Winter protection for young citrus

lemonade frost protection

If winter bites at your place, young citrus and subtropicals will do far better with protection. A warm pocket of air around them is the ticket.

Make a little frost cloth house. Bang in 4 robust stakes and securely tie on a frost cloth roof and walls.

Young lime tree with pallet fence on the southside for protection Edible Backyard NZ
2 nasturtium covered pallets on the southside of this lime tree hold the sun and cut the southerly for a cosy, citrus environment

Or create a barrier on the south side to stop the cool southerly flow and hold the warm sun. Use strawbales, corrugated iron or a few pallets – whatever you have lying around.

Rat protection

the only good rat is a dead rat

Oh how rats love citrus. Possums too. Get traps up and running now. Then keep them going year round in a very important contribution to our natural world.

Prepare for new citrus trees

young mandarin

Citrus, especially Meyer lemons, are such a good value backyard fruit to grow. If you want to plant more, now’s the time to choose a good possy and prepare the site.

Here’s all my info on how to choose a good spot + grow great citrus.

Once you’ve chosen where, make one of my easy peasy compost piles on the site for a pile of goodness right where you need it. When frost has passed in spring, you can plant your new citrus right into it.

Comments

  1. kelvin davies says

    Thanks Kath, any comments on pruning a Persimmon tree which has a great crop.

    Many thanks and take care.

  2. I havent had any fruit on my orange tree for almost 3 years. When I brought it from the garden centre it had fruit. I’ve been feeding it, putting mulch around it but still nothing. It looks like it is in great condition otherwise. What am I doing wrong?

    • First things first Angela – did it flower?

      • I havent seen any flowers on it….

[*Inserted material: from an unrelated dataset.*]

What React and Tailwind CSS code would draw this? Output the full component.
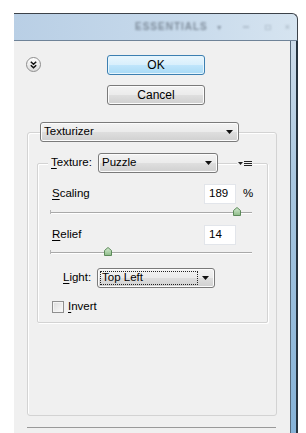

        • Ok so this here is your first problem! Without flowers, there be no fruits.
          Ideally young fruit trees aren’t allowed to grow fruits – ie the grower plucks of all fruits until the 3rd year when the canopy and structure is developed. Fruiting too young wears them out and can take a few years to recover. Give it another year ok.
          At the same time consider how you are feeding it. Too much richness will stimulate foliage at the expense of fruit. This is hard to assess online – but hopefully my citrus posts will help you through this.
          All the best
          Kath

          • I did think it was abit young to have fruit on it when I first purchased it.
            Thank you for your help

  3. Anna saunders says

    Hi Kath
    I have an orchard beginning and want to move two Tamarillos into it
    When is best to do this and shall I build a shelter .
    Thanks Anna

    • Hiya Anna, depends on where you live first up. I dont recommend planting subtropicals or citrus now as we move into our coldest time of year – they love the heat! If you get frosts and live somewhere cold then I’d shelter then in your usual way over winter and move them mid to late spring once night and soil temps are rising.